» Problem details
Without the pictures, can you quote each line below exactly?
---------------
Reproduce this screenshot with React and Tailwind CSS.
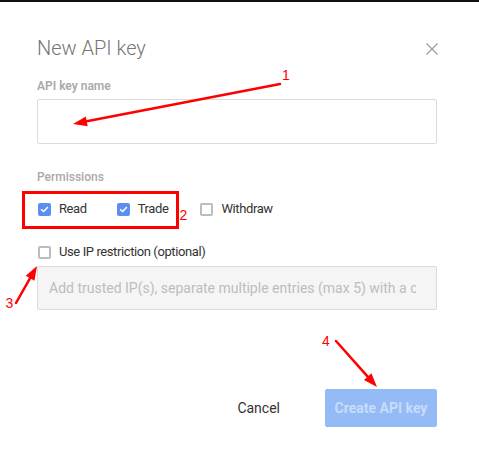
import React from 'react';

const Arrow = ({ x1, y1, x2, y2 }) => {
    // line stops short of the tip, head is a filled triangle
    const a = Math.atan2(y2 - y1, x2 - x1);
    const len = 14;
    const w = 5;
    const bx = x2 - len * Math.cos(a);
    const by = y2 - len * Math.sin(a);
    const px = -Math.sin(a) * w;
    const py = Math.cos(a) * w;
    return (
        <g>
            <line x1={x1} y1={y1} x2={bx} y2={by} stroke="#f00" strokeWidth="2.5" strokeLinecap="round" />
            <polygon points={`${x2},${y2} ${bx + px},${by + py} ${bx - px},${by - py}`} fill="#f00" />
        </g>
    );
};

const Check = ({ checked }) =>
    checked ? (
        <span className="w-[13px] h-[13px] rounded-[2px] bg-[#5a8ff0] flex items-center justify-center shrink-0">
            <svg width="9" height="9" viewBox="0 0 10 10">
                <path d="M1.8 5.2 L4 7.3 L8.3 2.8" fill="none" stroke="#fff" strokeWidth="1.7" strokeLinecap="round" strokeLinejoin="round" />
            </svg>
        </span>
    ) : (
        <span className="w-[13px] h-[13px] rounded-[2px] border-2 border-[#bdbdbd] bg-white shrink-0" />
    );

const Option = ({ checked, label, className }) => (
    <label className={`flex items-center gap-[8px] h-5 ${className || ''}`}>
        <Check checked={checked} />
        <span className="text-[13px] leading-5 tracking-[-0.4px] text-[#333]">{label}</span>
    </label>
);

const App = () => {
    return (
        <div
            className="relative min-h-screen bg-white border-t-2 border-[#111] overflow-hidden"
            style={{ fontFamily: 'Roboto, "Liberation Sans", sans-serif' }}
        >
            <div className="pl-[37px] pt-[32px] w-[437px]">
                <div className="flex items-center justify-between h-7">
                    <h1 className="text-[20px] leading-7 font-light text-[#757575]">New API key</h1>
                    <svg width="12" height="12" viewBox="0 0 12 12" className="mr-[-0.5px] mt-[1px]">
                        <path d="M0.5 0.5 L11.5 11.5 M11.5 0.5 L0.5 11.5" stroke="#9e9e9e" strokeWidth="1.3" />
                    </svg>
                </div>

                <div className="mt-4 text-[12px] leading-4 font-semibold text-[#a9a9a9]">API key name</div>
                <input className="mt-[5px] block w-[400px] h-[45px] border border-[#dcdcdc] rounded-[2px] px-[11px] outline-none" />

                <div className="mt-[25px] text-[12px] leading-4 font-medium text-[#a9a9a9]">Permissions</div>
                <div className="mt-[14px] flex items-center pl-px">
                    <Option checked label="Read" className="mr-[30px]" />
                    <Option checked label="Trade" className="mr-[32px]" />
                    <Option label="Withdraw" />
                </div>

                <div className="mt-[23px] pl-px">
                    <Option label="Use IP restriction (optional)" />
                </div>
                <input
                    disabled
                    placeholder="Add trusted IP(s), separate multiple entries (max 5) with a comma"
                    className="mt-[4px] block w-[400px] h-[44px] bg-[#f5f5f5] border border-[#dcdcdc] rounded-[2px] pl-[11px] pr-[20px] text-[14px] placeholder:text-[#bdbdbd] outline-none"
                />

                <div className="mt-[79px] flex items-center justify-end">
                    <button className="text-[14px] text-[#333] mr-[45px]">Cancel</button>
                    <button className="w-[112px] h-[38px] rounded-[2px] bg-[#94bbf5] text-[14px] font-bold text-[#c9dbfa]">
                        Create API key
                    </button>
                </div>
            </div>

            <svg className="absolute inset-0 pointer-events-none" width="479" height="467">
                <rect x="23.5" y="190.5" width="154" height="35" fill="none" stroke="#f00" strokeWidth="3" />
                <Arrow x1={280} y1={82} x2={73} y2={122} />
                <Arrow x1={16} y1={301} x2={37} y2={264} />
                <Arrow x1={336} y1={339} x2={377} y2={385} />
                <g fill="#f00" fontSize="14" style={{ fontFamily: '"Liberation Sans", sans-serif' }}>
                    <text x="282" y="78">1</text>
                    <text x="179.5" y="218">2</text>
                    <text x="5.5" y="306">3</text>
                    <text x="322" y="344">4</text>
                </g>
            </svg>
        </div>
    );
};

export default App;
---------------
» Response below
Reproduce this screenshot with React and Tailwind CSS.
import React from 'react';

const Arrow = ({ x1, y1, x2, y2 }) => {
    // line stops short of the tip, head is a filled triangle
    const a = Math.atan2(y2 - y1, x2 - x1);
    const len = 14;
    const w = 5;
    const bx = x2 - len * Math.cos(a);
    const by = y2 - len * Math.sin(a);
    const px = -Math.sin(a) * w;
    const py = Math.cos(a) * w;
    return (
        <g>
            <line x1={x1} y1={y1} x2={bx} y2={by} stroke="#f00" strokeWidth="2.5" strokeLinecap="round" />
            <polygon points={`${x2},${y2} ${bx + px},${by + py} ${bx - px},${by - py}`} fill="#f00" />
        </g>
    );
};

const Check = ({ checked }) =>
    checked ? (
        <span className="w-[13px] h-[13px] rounded-[2px] bg-[#5a8ff0] flex items-center justify-center shrink-0">
            <svg width="9" height="9" viewBox="0 0 10 10">
                <path d="M1.8 5.2 L4 7.3 L8.3 2.8" fill="none" stroke="#fff" strokeWidth="1.7" strokeLinecap="round" strokeLinejoin="round" />
            </svg>
        </span>
    ) : (
        <span className="w-[13px] h-[13px] rounded-[2px] border-2 border-[#bdbdbd] bg-white shrink-0" />
    );

const Option = ({ checked, label, className }) => (
    <label className={`flex items-center gap-[8px] h-5 ${className || ''}`}>
        <Check checked={checked} />
        <span className="text-[13px] leading-5 tracking-[-0.4px] text-[#333]">{label}</span>
    </label>
);

const App = () => {
    return (
        <div
            className="relative min-h-screen bg-white border-t-2 border-[#111] overflow-hidden"
            style={{ fontFamily: 'Roboto, "Liberation Sans", sans-serif' }}
        >
            <div className="pl-[37px] pt-[32px] w-[437px]">
                <div className="flex items-center justify-between h-7">
                    <h1 className="text-[20px] leading-7 font-light text-[#757575]">New API key</h1>
                    <svg width="12" height="12" viewBox="0 0 12 12" className="mr-[-0.5px] mt-[1px]">
                        <path d="M0.5 0.5 L11.5 11.5 M11.5 0.5 L0.5 11.5" stroke="#9e9e9e" strokeWidth="1.3" />
                    </svg>
                </div>

                <div className="mt-4 text-[12px] leading-4 font-semibold text-[#a9a9a9]">API key name</div>
                <input className="mt-[5px] block w-[400px] h-[45px] border border-[#dcdcdc] rounded-[2px] px-[11px] outline-none" />

                <div className="mt-[25px] text-[12px] leading-4 font-medium text-[#a9a9a9]">Permissions</div>
                <div className="mt-[14px] flex items-center pl-px">
                    <Option checked label="Read" className="mr-[30px]" />
                    <Option checked label="Trade" className="mr-[32px]" />
                    <Option label="Withdraw" />
                </div>

                <div className="mt-[23px] pl-px">
                    <Option label="Use IP restriction (optional)" />
                </div>
                <input
                    disabled
                    placeholder="Add trusted IP(s), separate multiple entries (max 5) with a comma"
                    className="mt-[4px] block w-[400px] h-[44px] bg-[#f5f5f5] border border-[#dcdcdc] rounded-[2px] pl-[11px] pr-[20px] text-[14px] placeholder:text-[#bdbdbd] outline-none"
                />

                <div className="mt-[79px] flex items-center justify-end">
                    <button className="text-[14px] text-[#333] mr-[45px]">Cancel</button>
                    <button className="w-[112px] h-[38px] rounded-[2px] bg-[#94bbf5] text-[14px] font-bold text-[#c9dbfa]">
                        Create API key
                    </button>
                </div>
            </div>

            <svg className="absolute inset-0 pointer-events-none" width="479" height="467">
                <rect x="23.5" y="190.5" width="154" height="35" fill="none" stroke="#f00" strokeWidth="3" />
                <Arrow x1={280} y1={82} x2={73} y2={122} />
                <Arrow x1={16} y1={301} x2={37} y2={264} />
                <Arrow x1={336} y1={339} x2={377} y2={385} />
                <g fill="#f00" fontSize="14" style={{ fontFamily: '"Liberation Sans", sans-serif' }}>
                    <text x="282" y="78">1</text>
                    <text x="179.5" y="218">2</text>
                    <text x="5.5" y="306">3</text>
                    <text x="322" y="344">4</text>
                </g>
            </svg>
        </div>
    );
};

export default App;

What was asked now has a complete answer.